Dressed modestly in a light, short-sleeved button-down shirt and black trousers, Newman accompanied himself skillfully on the hall’s Steinway grand piano. The timelessness of his material emerged through his original music and playing, a pastiche of styles variously drawing upon ragtime, Fats Waller, Central European parlor tunes, Stephen Foster, marches, New Orleans, blues, patriotic songs, and Tin Pan Alley. Mix in a little Shostakovich and Schubert, and somehow Newman came up with a unique style that can be dressed up as rock-era pop, but when stripped down to basics, as it was here, speaks directly and eloquently with a modern attitude bred of the rock era but smartly keeping its distance.

Newman’s songs come in two basic styles, manic and depressive, but they are so packed with twists, surprises, and intelligence that the variations are endlessly intriguing. He wisely emphasized his earliest work, probably his best, offering renditions of “Last Night I Had a Dream,” “Lonely at the Top” and “I Think It’s Going to Rain Today” that sounded as fresh and meaningful as they did on his live album in 1971. He wasn’t above turning his satirical wit on himself, saying “Take it” before launching into an instrumental break on “Birmingham,” one of his classics featuring narrators who over the course of the song slowly reveal themselves to be unreliable – in this case, a civic booster who turns out to be a misanthrope.

Misanthropes abound in Newman’s work, and his sardonic phrasing and limited voice with its perpetual stuffy-nose sound (he told of his father once saying after he heard him sing, “What’s the matter, you got a cold?) perfectly suited ballads like “Marie,” which started as a beautiful love song until the clichés began piling up (“You’re a flower, you’re a river, you’re a rainbow”) and the singer is revealed to be a pathological liar.
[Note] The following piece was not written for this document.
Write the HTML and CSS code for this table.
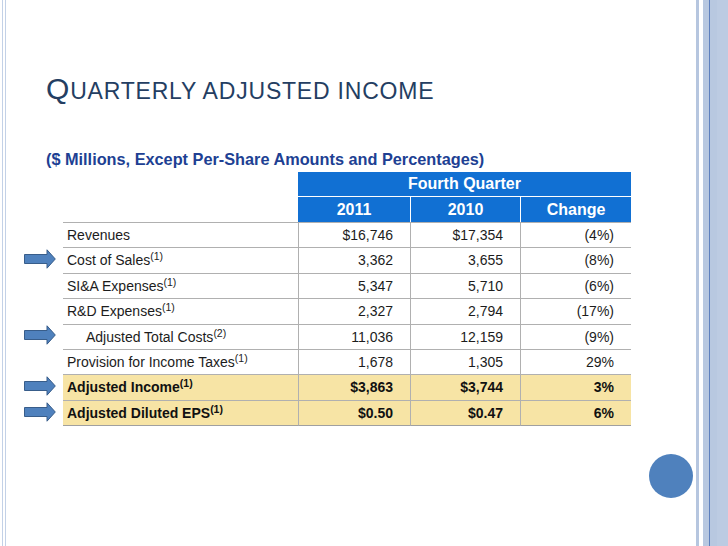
FILE: index.html
```html
<!DOCTYPE html>
<html>
<head>
<meta charset="utf-8">
<link rel="stylesheet" href="styles.css">
</head>
<body>
<div class="slide">
  <div class="edge-left"></div>
  <main class="content">
    <h1 class="title"><span class="big">Q</span>uarterly adjusted income</h1>
    <p class="subtitle">($ Millions, Except Per-Share Amounts and Percentages)</p>
    <div class="table">
      <div class="row head">
        <div class="arrow-cell"></div>
        <div class="label-cell"></div>
        <div class="hcell span3">Fourth Quarter</div>
      </div>
      <div class="row head head2">
        <div class="arrow-cell"></div>
        <div class="label-cell"></div>
        <div class="hcell">2011</div>
        <div class="hcell sep">2010</div>
        <div class="hcell sep">Change</div>
      </div>

      <div class="row body">
        <div class="arrow-cell"></div>
        <div class="label-cell cell">Revenues</div>
        <div class="num cell">$16,746</div>
        <div class="num cell">$17,354</div>
        <div class="num cell">(4%)</div>
      </div>
      <div class="row body">
        <div class="arrow-cell"><svg class="arrow" viewBox="0 0 32 20"><path d="M0.5 5.5 H23 V0.8 L31.3 10 L23 19.2 V14.5 H0.5 Z"/></svg></div>
        <div class="label-cell cell">Cost of Sales<sup>(1)</sup></div>
        <div class="num cell">3,362</div>
        <div class="num cell">3,655</div>
        <div class="num cell">(8%)</div>
      </div>
      <div class="row body">
        <div class="arrow-cell"></div>
        <div class="label-cell cell">SI&amp;A Expenses<sup>(1)</sup></div>
        <div class="num cell">5,347</div>
        <div class="num cell">5,710</div>
        <div class="num cell">(6%)</div>
      </div>
      <div class="row body">
        <div class="arrow-cell"></div>
        <div class="label-cell cell">R&amp;D Expenses<sup>(1)</sup></div>
        <div class="num cell">2,327</div>
        <div class="num cell">2,794</div>
        <div class="num cell">(17%)</div>
      </div>
      <div class="row body">
        <div class="arrow-cell"><svg class="arrow" viewBox="0 0 32 20"><path d="M0.5 5.5 H23 V0.8 L31.3 10 L23 19.2 V14.5 H0.5 Z"/></svg></div>
        <div class="label-cell cell indent">Adjusted Total Costs<sup>(2)</sup></div>
        <div class="num cell">11,036</div>
        <div class="num cell">12,159</div>
        <div class="num cell">(9%)</div>
      </div>
      <div class="row body">
        <div class="arrow-cell"></div>
        <div class="label-cell cell">Provision for Income Taxes<sup>(1)</sup></div>
        <div class="num cell">1,678</div>
        <div class="num cell">1,305</div>
        <div class="num cell">29%</div>
      </div>
      <div class="row body hl">
        <div class="arrow-cell"><svg class="arrow" viewBox="0 0 32 20"><path d="M0.5 5.5 H23 V0.8 L31.3 10 L23 19.2 V14.5 H0.5 Z"/></svg></div>
        <div class="label-cell cell">Adjusted Income<sup>(1)</sup></div>
        <div class="num cell">$3,863</div>
        <div class="num cell">$3,744</div>
        <div class="num cell">3%</div>
      </div>
      <div class="row body hl last">
        <div class="arrow-cell"><svg class="arrow" viewBox="0 0 32 20"><path d="M0.5 5.5 H23 V0.8 L31.3 10 L23 19.2 V14.5 H0.5 Z"/></svg></div>
        <div class="label-cell cell">Adjusted Diluted EPS<sup>(1)</sup></div>
        <div class="num cell">$0.50</div>
        <div class="num cell">$0.47</div>
        <div class="num cell">6%</div>
      </div>
    </div>
  </main>
  <div class="edge-right">
    <div class="s1"></div><div class="s2"></div><div class="s3"></div><div class="s4"></div><div class="s5"></div><div class="s6"></div>
  </div>
  <div class="dot"></div>
</div>
</body>
</html>
```
FILE: styles.css
```css
html, body {
  margin: 0;
  padding: 0;
  background: #fff;
}
.slide {
  position: relative;
  display: flex;
  width: 728px;
  height: 546px;
  overflow: hidden;
  font-family: "Liberation Sans", Arial, sans-serif;
}
.edge-left {
  width: 2px;
  margin-left: 2px;
  margin-right: 1px;
  border-left: 1px solid #c3d1e7;
  border-right: 1px solid #c3d1e7;
}
.content {
  flex: 1;
  display: flex;
  flex-direction: column;
}
.title {
  margin: 73px 0 0 39px;
  font-family: "Liberation Sans", Arial, sans-serif;
  font-weight: normal;
  font-size: 23px;
  line-height: 32px;
  letter-spacing: 0.8px;
  text-transform: uppercase;
  color: #243e62;
}
.title .big {
  font-size: 30px;
}
.subtitle {
  margin: 43px 0 0 39px;
  font-size: 16.3px;
  line-height: 18px;
  font-weight: bold;
  color: #203f93;
}
.table {
  margin: 4px 0 0 17px;
  display: flex;
  flex-direction: column;
}
.row {
  display: grid;
  grid-template-columns: 39px 235px 112px 110px 111px;
}
.head {
  height: 24px;
}
.head2 {
  height: 26px;
}
.hcell {
  background: #1170d3;
  color: #fff;
  font-weight: bold;
  font-size: 16px;
  display: flex;
  align-items: center;
  justify-content: center;
}
.span3 {
  grid-column: 3 / span 3;
}
.head2 .hcell {
  border-top: 1px solid #fff;
}
.hcell.sep {
  border-left: 1px solid #fff;
}
.body {
  height: 25.375px;
  font-size: 14px;
  color: #1c1c1c;
}
.cell {
  line-height: 24px;
  white-space: nowrap;
  border-top: 1px solid #b0b0b0;
}
.last .cell {
  border-bottom: 1px solid #a0a0a0;
}
.label-cell.cell {
  padding-left: 4px;
}
.label-cell.indent {
  padding-left: 23px;
}
.num {
  text-align: right;
  padding-right: 17px;
  border-left: 1px solid #b0b0b0;
}
.hl .cell {
  background: #f7e4a5;
  font-weight: bold;
  color: #111;
}
sup {
  font-size: 10.5px;
  line-height: 0;
  vertical-align: 5px;
}
.hl sup {
  font-weight: bold;
}
.arrow-cell {
  display: flex;
  align-items: center;
}
.arrow {
  width: 32px;
  height: 20px;
  margin-top: -2px;
}
.arrow path {
  fill: #4f81bd;
  stroke: #385d8a;
  stroke-width: 1;
}
.edge-right {
  display: flex;
  width: 32px;
}
.s1 { width: 3px; background: #b6c6df; }
.s2 { width: 4px; background: #fff; }
.s3 { width: 6px; background: #b8c8e0; }
.s4 { width: 1px; background: #5e80bd; }
.s5 { width: 7px; background: #b8c8e0; }
.s6 { width: 11px; background: #bccbe2; }
.dot {
  position: absolute;
  left: 649px;
  top: 454px;
  width: 44px;
  height: 44px;
  border-radius: 50%;
  background: #4f81bd;
}
```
Newman offered amusing commentary about his work. “When I wrote this as a kid I thought it was a joke, but as I get older I take it a lot more seriously,” he said by way of introducing the erotically perverse “You Can Leave Your Hat On.” He incorporated the audience into “I’m Dead (But I Don’t Know It),” one of five songs he played from 1999’s Bad Love -- songs that tread dangerously close to “I’m Dead”’s admonition to pop stars of his era who don’t know when to quit: “Each record that I make is like a record that I made/Just not as good.”

But the old favorites kept coming: “Baltimore,” “Real Emotional Girl,” “Louisiana 1927,” “Rednecks,” and “Sail Away,” the improbable sales pitch of a slave trader coaxing Africans aboard his ship for an America where they’ll “all be Americans…happy as a monkey in a monkey tree.”

Only Randy Newman could come up with a line like that. And only someone with his genius could get away with it.